[Records]
□ □ □ □

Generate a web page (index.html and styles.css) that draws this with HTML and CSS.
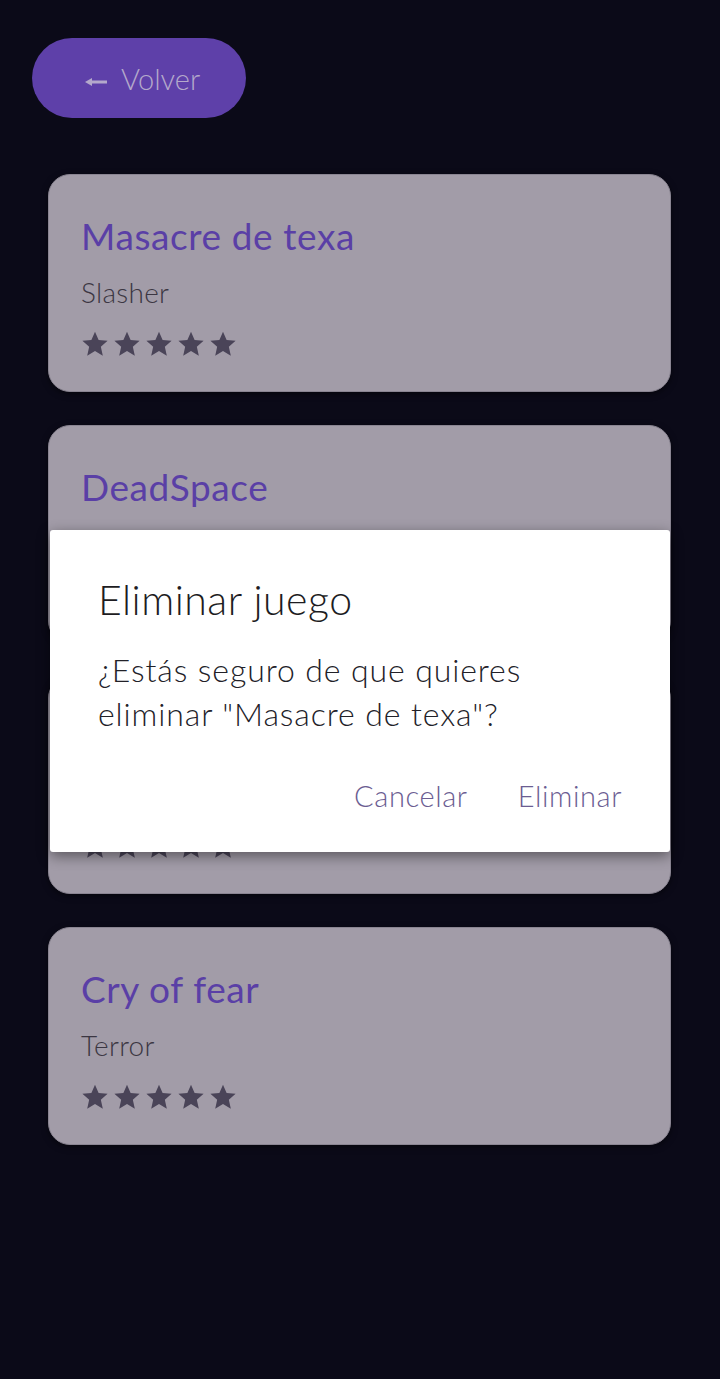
FILE: index.html
```html
<!DOCTYPE html>
<html lang="es">
<head>
<meta charset="utf-8">
<title>Juegos</title>
<link rel="stylesheet" href="styles.css">
</head>
<body>
<div class="screen">
  <header class="top">
    <button class="back">
      <svg class="back-arrow" width="22" height="10" viewBox="0 0 22 10"><path d="M0 5 L7 1 L7 3.6 L22 3.6 L22 6.4 L7 6.4 L7 9 Z" fill="currentColor"/></svg>
      <span>Volver</span>
    </button>
  </header>
  <main class="list">
    <article class="card">
      <h2 class="card-title">Masacre de texa</h2>
      <p class="card-genre">Slasher</p>
      <div class="stars">
        <svg viewBox="0 0 24 24"><path d="M12 1.5l3.1 7.1 7.7.7-5.8 5.1 1.7 7.6L12 18l-6.7 4 1.7-7.6L1.2 9.3l7.7-.7z"/></svg>
        <svg viewBox="0 0 24 24"><path d="M12 1.5l3.1 7.1 7.7.7-5.8 5.1 1.7 7.6L12 18l-6.7 4 1.7-7.6L1.2 9.3l7.7-.7z"/></svg>
        <svg viewBox="0 0 24 24"><path d="M12 1.5l3.1 7.1 7.7.7-5.8 5.1 1.7 7.6L12 18l-6.7 4 1.7-7.6L1.2 9.3l7.7-.7z"/></svg>
        <svg viewBox="0 0 24 24"><path d="M12 1.5l3.1 7.1 7.7.7-5.8 5.1 1.7 7.6L12 18l-6.7 4 1.7-7.6L1.2 9.3l7.7-.7z"/></svg>
        <svg viewBox="0 0 24 24"><path d="M12 1.5l3.1 7.1 7.7.7-5.8 5.1 1.7 7.6L12 18l-6.7 4 1.7-7.6L1.2 9.3l7.7-.7z"/></svg>
      </div>
    </article>
    <article class="card">
      <h2 class="card-title">DeadSpace</h2>
      <p class="card-genre">Survival horror</p>
      <div class="stars">
        <svg viewBox="0 0 24 24"><path d="M12 1.5l3.1 7.1 7.7.7-5.8 5.1 1.7 7.6L12 18l-6.7 4 1.7-7.6L1.2 9.3l7.7-.7z"/></svg>
        <svg viewBox="0 0 24 24"><path d="M12 1.5l3.1 7.1 7.7.7-5.8 5.1 1.7 7.6L12 18l-6.7 4 1.7-7.6L1.2 9.3l7.7-.7z"/></svg>
        <svg viewBox="0 0 24 24"><path d="M12 1.5l3.1 7.1 7.7.7-5.8 5.1 1.7 7.6L12 18l-6.7 4 1.7-7.6L1.2 9.3l7.7-.7z"/></svg>
        <svg viewBox="0 0 24 24"><path d="M12 1.5l3.1 7.1 7.7.7-5.8 5.1 1.7 7.6L12 18l-6.7 4 1.7-7.6L1.2 9.3l7.7-.7z"/></svg>
        <svg viewBox="0 0 24 24"><path d="M12 1.5l3.1 7.1 7.7.7-5.8 5.1 1.7 7.6L12 18l-6.7 4 1.7-7.6L1.2 9.3l7.7-.7z"/></svg>
      </div>
    </article>
    <article class="card">
      <h2 class="card-title">Outlast</h2>
      <p class="card-genre">Terror</p>
      <div class="stars">
        <svg viewBox="0 0 24 24"><path d="M12 1.5l3.1 7.1 7.7.7-5.8 5.1 1.7 7.6L12 18l-6.7 4 1.7-7.6L1.2 9.3l7.7-.7z"/></svg>
        <svg viewBox="0 0 24 24"><path d="M12 1.5l3.1 7.1 7.7.7-5.8 5.1 1.7 7.6L12 18l-6.7 4 1.7-7.6L1.2 9.3l7.7-.7z"/></svg>
        <svg viewBox="0 0 24 24"><path d="M12 1.5l3.1 7.1 7.7.7-5.8 5.1 1.7 7.6L12 18l-6.7 4 1.7-7.6L1.2 9.3l7.7-.7z"/></svg>
        <svg viewBox="0 0 24 24"><path d="M12 1.5l3.1 7.1 7.7.7-5.8 5.1 1.7 7.6L12 18l-6.7 4 1.7-7.6L1.2 9.3l7.7-.7z"/></svg>
        <svg viewBox="0 0 24 24"><path d="M12 1.5l3.1 7.1 7.7.7-5.8 5.1 1.7 7.6L12 18l-6.7 4 1.7-7.6L1.2 9.3l7.7-.7z"/></svg>
      </div>
    </article>
    <article class="card">
      <h2 class="card-title">Cry of fear</h2>
      <p class="card-genre">Terror</p>
      <div class="stars">
        <svg viewBox="0 0 24 24"><path d="M12 1.5l3.1 7.1 7.7.7-5.8 5.1 1.7 7.6L12 18l-6.7 4 1.7-7.6L1.2 9.3l7.7-.7z"/></svg>
        <svg viewBox="0 0 24 24"><path d="M12 1.5l3.1 7.1 7.7.7-5.8 5.1 1.7 7.6L12 18l-6.7 4 1.7-7.6L1.2 9.3l7.7-.7z"/></svg>
        <svg viewBox="0 0 24 24"><path d="M12 1.5l3.1 7.1 7.7.7-5.8 5.1 1.7 7.6L12 18l-6.7 4 1.7-7.6L1.2 9.3l7.7-.7z"/></svg>
        <svg viewBox="0 0 24 24"><path d="M12 1.5l3.1 7.1 7.7.7-5.8 5.1 1.7 7.6L12 18l-6.7 4 1.7-7.6L1.2 9.3l7.7-.7z"/></svg>
        <svg viewBox="0 0 24 24"><path d="M12 1.5l3.1 7.1 7.7.7-5.8 5.1 1.7 7.6L12 18l-6.7 4 1.7-7.6L1.2 9.3l7.7-.7z"/></svg>
      </div>
    </article>
  </main>

  <div class="dialog" role="dialog">
    <h3 class="dialog-title">Eliminar juego</h3>
    <p class="dialog-text">¿Estás seguro de que quieres eliminar "Masacre de texa"?</p>
    <div class="dialog-actions">
      <button class="dialog-btn">Cancelar</button>
      <button class="dialog-btn">Eliminar</button>
    </div>
  </div>
</div>
</body>
</html>
```

FILE: styles.css
```css
* { box-sizing: border-box; }
html, body {
  margin: 0;
  padding: 0;
  background: #0b0a18;
}
body {
  font-family: "Lato", "Open Sans", sans-serif;
  font-weight: 300;
  width: 720px;
  height: 1379px;
  overflow: hidden;
}
.screen {
  position: relative;
  width: 720px;
  height: 1379px;
  padding: 38px 0 0 0;
}
.top {
  padding-left: 32px;
}
.back {
  display: flex;
  align-items: center;
  gap: 14px;
  width: 214px;
  height: 80px;
  padding: 0 0 0 53px;
  border: none;
  border-radius: 40px;
  background: #5e40a9;
  color: #b4a9cb;
  font-family: inherit;
  font-weight: 300;
  font-size: 29px;
}
.back-arrow {
  margin-top: 8px;
  color: #b4a9cb;
}
.list {
  display: flex;
  flex-direction: column;
  gap: 33px;
  padding: 56px 49px 0 48px;
}
.card {
  height: 218px;
  border-radius: 22px;
  background: #a29ca8;
  border: 1.5px solid #8a8592;
  padding: 36px 32px 0 32px;
  box-shadow: 0 2px 6px rgba(0,0,0,0.5);
}
.card-title {
  margin: 0;
  font-weight: 400;
  font-size: 37px;
  letter-spacing: 0.6px;
  line-height: 50px;
  color: #5a3fa6;
}
.card-genre {
  margin: 14px 0 0;
  font-size: 28px;
  letter-spacing: 0.3px;
  line-height: 34px;
  color: #3b3642;
}
.stars {
  display: flex;
  gap: 4px;
  margin-top: 21px;
}
.stars svg {
  width: 28px;
  height: 28px;
  fill: #4a4458;
}
.dialog {
  position: absolute;
  left: 50px;
  top: 530px;
  width: 620px;
  height: 322px;
  background: #ffffff;
  border-radius: 3px;
  box-shadow: 0 4px 14px rgba(0,0,0,0.45);
  padding: 44px 48px 0 48px;
}
.dialog-title {
  margin: 0;
  font-weight: 300;
  font-size: 41px;
  letter-spacing: 0.5px;
  line-height: 52px;
  color: #1d1c22;
}
.dialog-text {
  margin: 22px 0 0;
  font-size: 32px;
  letter-spacing: 0.9px;
  line-height: 44px;
  color: #222128;
}
.dialog-actions {
  display: flex;
  justify-content: flex-end;
  gap: 50px;
  margin-top: 42px;
}
.dialog-btn {
  border: none;
  background: none;
  padding: 0;
  font-family: inherit;
  font-weight: 300;
  font-size: 29px;
  letter-spacing: 0.6px;
  color: #6b5d92;
}
```
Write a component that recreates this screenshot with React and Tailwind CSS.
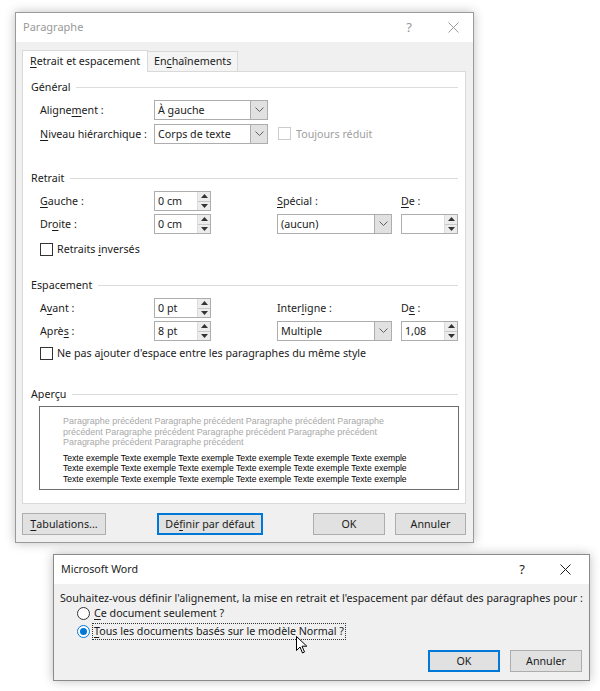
import React from "react";

const font = { fontFamily: '"Noto Sans", "Open Sans", sans-serif' };

const U = ({ children }) => <span className="underline underline-offset-2">{children}</span>;

const Chevron = () => (
  <svg width="9" height="6" viewBox="0 0 9 6" fill="none">
    <path d="M0.5 0.5l4 4 4-4" stroke="#606060" strokeWidth="1" />
  </svg>
);

const Select = ({ value, w = "w-[114px]" }) => (
  <div className={`${w} h-[20px] flex border border-[#adadad] bg-white`}>
    <div className="flex-1 flex items-center pl-[3px] text-[#1b1b1b]">{value}</div>
    <div className="w-[17px] flex items-center justify-center bg-[#e1e1e1] border-l border-[#adadad]">
      <Chevron />
    </div>
  </div>
);

const Spinner = ({ value }) => (
  <div className="w-[57px] h-[20px] flex border border-[#adadad] bg-white">
    <div className="flex-1 flex items-center pl-[3px] text-[#1b1b1b]">{value}</div>
    <div className="w-[13px] flex flex-col border-l border-[#dcdcdc] bg-[#ececec]">
      <div className="flex-1 flex items-center justify-center border-b border-[#c8c8c8]">
        <svg width="7" height="4" viewBox="0 0 7 4"><path d="M0 4L3.5 0L7 4Z" fill="#333" /></svg>
      </div>
      <div className="flex-1 flex items-center justify-center">
        <svg width="7" height="4" viewBox="0 0 7 4"><path d="M0 0L3.5 4L7 0Z" fill="#333" /></svg>
      </div>
    </div>
  </div>
);

const Checkbox = ({ disabled }) => (
  <div className={`w-[13px] h-[13px] shrink-0 bg-white border ${disabled ? "border-[#cccccc]" : "border-[#333333]"}`} />
);

const Group = ({ label, children }) => (
  <div>
    <div className="flex items-center h-[16px] pr-[7px]">
      <span className="text-[#1b1b1b]">{label}</span>
      <div className="flex-1 h-px bg-[#dcdcdc] ml-[6px] mt-[1px]" />
    </div>
    {children}
  </div>
);

const Button = ({ children, primary, w }) => (
  <div
    className={`${w} h-[22px] flex items-center justify-center text-[#1b1b1b] bg-[#e1e1e1] ${
      primary ? "border-2 border-[#0078d7]" : "border border-[#adadad]"
    }`}
  >
    {children}
  </div>
);

const Cursor = () => (
  <svg className="absolute left-[296px] top-[636px]" width="12" height="18" viewBox="0 0 12 18">
    <path d="M0.5 0.5 L0.5 14.5 L4 11 L6.5 17 L8.5 16 L6 10.2 L10.8 10.2 Z" fill="white" stroke="black" strokeWidth="1" />
  </svg>
);

const gray = "Paragraphe précédent Paragraphe précédent Paragraphe précédent Paragraphe";
const gray2 = "précédent Paragraphe précédent Paragraphe précédent Paragraphe précédent";
const gray3 = "Paragraphe précédent Paragraphe précédent";
const sample = "Texte exemple Texte exemple Texte exemple Texte exemple Texte exemple Texte exemple";

export default function App() {
  return (
    <div className="relative w-[600px] h-[691px] bg-white pt-[12px] pl-[15px] overflow-hidden whitespace-nowrap" style={font}>
      {/* Paragraphe dialog */}
      <div className="w-[459px] h-[531px] flex flex-col border border-[#9a9a9a] shadow-[0_0_10px_rgba(0,0,0,0.25)] text-[10.7px]">
        <div className="h-[29px] bg-white flex items-center pl-[7px] pr-[14px] shrink-0">
          <span className="text-[11px] text-[#999999]">Paragraphe</span>
          <span className="ml-auto text-[13px] text-[#999999] mr-[36px]">?</span>
          <svg width="11" height="11" viewBox="0 0 11 11">
            <path d="M0.5 0.5l10 10M10.5 0.5l-10 10" stroke="#999" strokeWidth="1" />
          </svg>
        </div>
        <div className="flex-1 bg-[#f0f0f0] pl-[6px] pr-[7px] pt-[7px] flex flex-col">
          {/* Tabs */}
          <div className="flex items-end h-[22px] text-[#1b1b1b]">
            <div className="h-[22px] w-[126px] bg-white border border-b-0 border-[#d9d9d9] flex items-center pl-[7px] relative z-10 -mb-px">
              <span><U>R</U>etrait et espacement</span>
            </div>
            <div className="h-[20px] w-[90px] bg-[#f4f4f4] border border-l-0 border-b-0 border-[#d9d9d9] flex items-center pl-[6px]">
              <span>En<U>c</U>haînements</span>
            </div>
          </div>
          {/* Panel */}
          <div className="h-[433px] bg-white border border-[#d9d9d9] pl-[8px] pt-[7px] text-[#1b1b1b]">
            <Group label="Général">
              <div className="ml-[9px] mt-[5px] flex flex-col gap-[4px]">
                <div className="flex items-center">
                  <span className="w-[114px]">Aligne<U>m</U>ent :</span>
                  <Select value="À gauche" />
                </div>
                <div className="flex items-center">
                  <span className="w-[114px]"><U>N</U>iveau hiérarchique :</span>
                  <Select value="Corps de texte" />
                  <div className="ml-[10px] flex items-center gap-[5px] text-[#a0a0a0]">
                    <Checkbox disabled />
                    <span>Toujours réduit</span>
                  </div>
                </div>
              </div>
            </Group>

            <div className="mt-[26px]">
              <Group label="Retrait">
                <div className="ml-[9px] mt-[5px] grid grid-cols-[114px_123px_124px_57px] grid-rows-[20px_20px] gap-y-[3px] items-center">
                  <span><U>G</U>auche :</span>
                  <Spinner value="0 cm" />
                  <span><U>S</U>pécial :</span>
                  <span><U>D</U>e :</span>
                  <span>Dr<U>o</U>ite :</span>
                  <Spinner value="0 cm" />
                  <Select value="(aucun)" w="w-[115px]" />
                  <Spinner value="" />
                </div>
                <div className="ml-[9px] mt-[7px] flex items-center gap-[4px] h-[16px]">
                  <Checkbox />
                  <span>Retraits <U>i</U>nversés</span>
                </div>
              </Group>
            </div>

            <div className="mt-[20px]">
              <Group label="Espacement">
                <div className="ml-[9px] mt-[5px] grid grid-cols-[114px_123px_124px_57px] grid-rows-[20px_20px] gap-y-[3px] items-center">
                  <span>A<U>v</U>ant :</span>
                  <Spinner value="0 pt" />
                  <span>Inter<U>l</U>igne :</span>
                  <span>D<U>e</U> :</span>
                  <span>Aprè<U>s</U> :</span>
                  <Spinner value="8 pt" />
                  <Select value="Multiple" w="w-[115px]" />
                  <Spinner value="1,08" />
                </div>
                <div className="ml-[9px] mt-[4px] flex items-center gap-[4px] h-[16px]">
                  <Checkbox />
                  <span>Ne pas a<U>j</U>outer d'espace entre les paragraphes du même style</span>
                </div>
              </Group>
            </div>

            <div className="mt-[25px]">
              <Group label="Aperçu">
                <div
                  className="ml-[8px] mt-[4px] w-[420px] h-[84px] border border-[#6d6d6d] pl-[23px] pt-[9px] leading-[10.5px]"
                  style={{ fontFamily: '"Liberation Sans", Arial, sans-serif' }}
                >
                  <div className="text-[#a8a8a8] text-[8.95px]">
                    <div>{gray}</div>
                    <div>{gray2}</div>
                    <div>{gray3}</div>
                  </div>
                  <div className="text-black text-[8.6px] mt-[5px]">
                    <div>{sample}</div>
                    <div>{sample}</div>
                    <div>{sample}</div>
                  </div>
                </div>
              </Group>
            </div>
          </div>
          {/* Buttons */}
          <div className="flex items-center mt-[9px]">
            <Button w="w-[84px]"><U>T</U>abulations...</Button>
            <div className="ml-[51px]">
              <Button w="w-[106px]" primary>Dé<U>f</U>inir par défaut</Button>
            </div>
            <div className="ml-[50px]">
              <Button w="w-[72px]">OK</Button>
            </div>
            <div className="ml-[10px]">
              <Button w="w-[71px]">Annuler</Button>
            </div>
          </div>
        </div>
      </div>

      {/* Microsoft Word dialog */}
      <div className="ml-[38px] mt-[11px] w-[537px] h-[127px] flex flex-col border border-[#8a8a8a] shadow-[0_0_10px_rgba(0,0,0,0.25)] text-[10.7px]">
        <div className="h-[29px] bg-white flex items-center pl-[7px] pr-[18px] shrink-0">
          <span className="text-[#1b1b1b]">Microsoft Word</span>
          <span className="ml-auto text-[13px] text-[#1b1b1b] mr-[35px]">?</span>
          <svg width="11" height="11" viewBox="0 0 11 11">
            <path d="M0.5 0.5l10 10M10.5 0.5l-10 10" stroke="#1b1b1b" strokeWidth="1" />
          </svg>
        </div>
        <div className="flex-1 bg-[#f0f0f0] pl-[6px] pt-[6px] text-[#1b1b1b]">
          <div className="h-[16px] flex items-center">
            Souhaitez-vous définir l'alignement, la mise en retrait et l'espacement par défaut des paragraphes pour :
          </div>
          <div className="ml-[17px] -mt-[2px] flex items-center gap-[3px] h-[18px]">
            <div className="w-[13px] h-[13px] rounded-full border border-[#333] bg-white" />
            <span className="px-[1px]"><U>C</U>e document seulement ?</span>
          </div>
          <div className="ml-[17px] flex items-center gap-[2px] h-[18px]">
            <div className="w-[13px] h-[13px] rounded-full border border-[#0078d7] bg-white flex items-center justify-center">
              <div className="w-[7px] h-[7px] rounded-full bg-[#0078d7]" />
            </div>
            <span className="px-[1px] border border-dotted border-[#333] leading-[15px]"><U>T</U>ous les documents basés sur le modèle Normal ?</span>
          </div>
          <div className="flex justify-end pr-[7px] mt-[10px]">
            <Button w="w-[72px]" primary>OK</Button>
            <div className="ml-[10px]">
              <Button w="w-[72px]">Annuler</Button>
            </div>
          </div>
        </div>
      </div>
      <Cursor />
    </div>
  );
}
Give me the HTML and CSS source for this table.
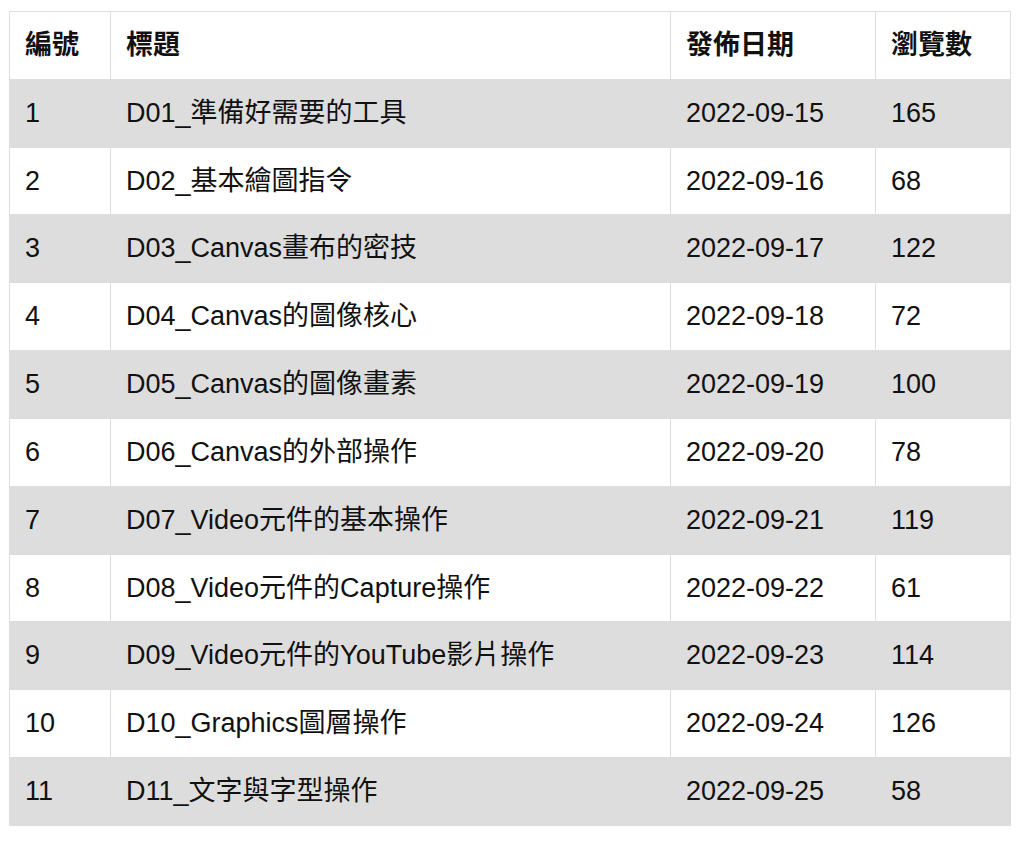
FILE: index.html
```html
<!DOCTYPE html>
<html lang="zh-Hant">
<head>
<meta charset="utf-8">
<title>文章列表</title>
<link rel="stylesheet" href="styles.css">
</head>
<body>
<table class="posts">
  <colgroup>
    <col class="c-id"><col class="c-title"><col class="c-date"><col class="c-views">
  </colgroup>
  <thead>
    <tr><th>編號</th><th>標題</th><th>發佈日期</th><th>瀏覽數</th></tr>
  </thead>
  <tbody>
    <tr><td>1</td><td>D01_準備好需要的工具</td><td>2022-09-15</td><td>165</td></tr>
    <tr><td>2</td><td>D02_基本繪圖指令</td><td>2022-09-16</td><td>68</td></tr>
    <tr><td>3</td><td>D03_Canvas畫布的密技</td><td>2022-09-17</td><td>122</td></tr>
    <tr><td>4</td><td>D04_Canvas的圖像核心</td><td>2022-09-18</td><td>72</td></tr>
    <tr><td>5</td><td>D05_Canvas的圖像畫素</td><td>2022-09-19</td><td>100</td></tr>
    <tr><td>6</td><td>D06_Canvas的外部操作</td><td>2022-09-20</td><td>78</td></tr>
    <tr><td>7</td><td>D07_Video元件的基本操作</td><td>2022-09-21</td><td>119</td></tr>
    <tr><td>8</td><td>D08_Video元件的Capture操作</td><td>2022-09-22</td><td>61</td></tr>
    <tr><td>9</td><td>D09_Video元件的YouTube影片操作</td><td>2022-09-23</td><td>114</td></tr>
    <tr><td>10</td><td>D10_Graphics圖層操作</td><td>2022-09-24</td><td>126</td></tr>
    <tr><td>11</td><td>D11_文字與字型操作</td><td>2022-09-25</td><td>58</td></tr>
  </tbody>
</table>
</body>
</html>
```
FILE: styles.css
```css
html, body {
  margin: 0;
  padding: 0;
  background: #fff;
}
body {
  padding: 11px 0 0 9px;
  font-family: "Liberation Sans", "Noto Sans CJK TC", Arial, sans-serif;
  color: #111;
}
.posts {
  border-collapse: collapse;
  width: 1001px;
  table-layout: fixed;
  font-size: 27px;
  line-height: 1.15;
}
.c-id { width: 101px; }
.c-title { width: 560px; }
.c-date { width: 205px; }
.c-views { width: 135px; }
.posts th,
.posts td {
  border: 1px solid #dedede;
  height: 66.83px;
  padding: 0 16px 0 15px;
  text-align: left;
  vertical-align: middle;
  white-space: nowrap;
}
.posts th {
  font-weight: bold;
}
.posts tbody tr:nth-child(odd) {
  background: #dddddd;
}
.posts tbody tr:nth-child(odd) td {
  border-color: #dddddd;
}
```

□ □ □ □

**GIVEN INSTRUCTION:**
Drop the pictures, then write out only the lines running from the one containing "Give me the" through the last line above, both included, exactly.

**THE COMPLETED TASK:**
Give me the HTML and CSS source for this table.
FILE: index.html
```html
<!DOCTYPE html>
<html lang="zh-Hant">
<head>
<meta charset="utf-8">
<title>文章列表</title>
<link rel="stylesheet" href="styles.css">
</head>
<body>
<table class="posts">
  <colgroup>
    <col class="c-id"><col class="c-title"><col class="c-date"><col class="c-views">
  </colgroup>
  <thead>
    <tr><th>編號</th><th>標題</th><th>發佈日期</th><th>瀏覽數</th></tr>
  </thead>
  <tbody>
    <tr><td>1</td><td>D01_準備好需要的工具</td><td>2022-09-15</td><td>165</td></tr>
    <tr><td>2</td><td>D02_基本繪圖指令</td><td>2022-09-16</td><td>68</td></tr>
    <tr><td>3</td><td>D03_Canvas畫布的密技</td><td>2022-09-17</td><td>122</td></tr>
    <tr><td>4</td><td>D04_Canvas的圖像核心</td><td>2022-09-18</td><td>72</td></tr>
    <tr><td>5</td><td>D05_Canvas的圖像畫素</td><td>2022-09-19</td><td>100</td></tr>
    <tr><td>6</td><td>D06_Canvas的外部操作</td><td>2022-09-20</td><td>78</td></tr>
    <tr><td>7</td><td>D07_Video元件的基本操作</td><td>2022-09-21</td><td>119</td></tr>
    <tr><td>8</td><td>D08_Video元件的Capture操作</td><td>2022-09-22</td><td>61</td></tr>
    <tr><td>9</td><td>D09_Video元件的YouTube影片操作</td><td>2022-09-23</td><td>114</td></tr>
    <tr><td>10</td><td>D10_Graphics圖層操作</td><td>2022-09-24</td><td>126</td></tr>
    <tr><td>11</td><td>D11_文字與字型操作</td><td>2022-09-25</td><td>58</td></tr>
  </tbody>
</table>
</body>
</html>
```
FILE: styles.css
```css
html, body {
  margin: 0;
  padding: 0;
  background: #fff;
}
body {
  padding: 11px 0 0 9px;
  font-family: "Liberation Sans", "Noto Sans CJK TC", Arial, sans-serif;
  color: #111;
}
.posts {
  border-collapse: collapse;
  width: 1001px;
  table-layout: fixed;
  font-size: 27px;
  line-height: 1.15;
}
.c-id { width: 101px; }
.c-title { width: 560px; }
.c-date { width: 205px; }
.c-views { width: 135px; }
.posts th,
.posts td {
  border: 1px solid #dedede;
  height: 66.83px;
  padding: 0 16px 0 15px;
  text-align: left;
  vertical-align: middle;
  white-space: nowrap;
}
.posts th {
  font-weight: bold;
}
.posts tbody tr:nth-child(odd) {
  background: #dddddd;
}
.posts tbody tr:nth-child(odd) td {
  border-color: #dddddd;
}
```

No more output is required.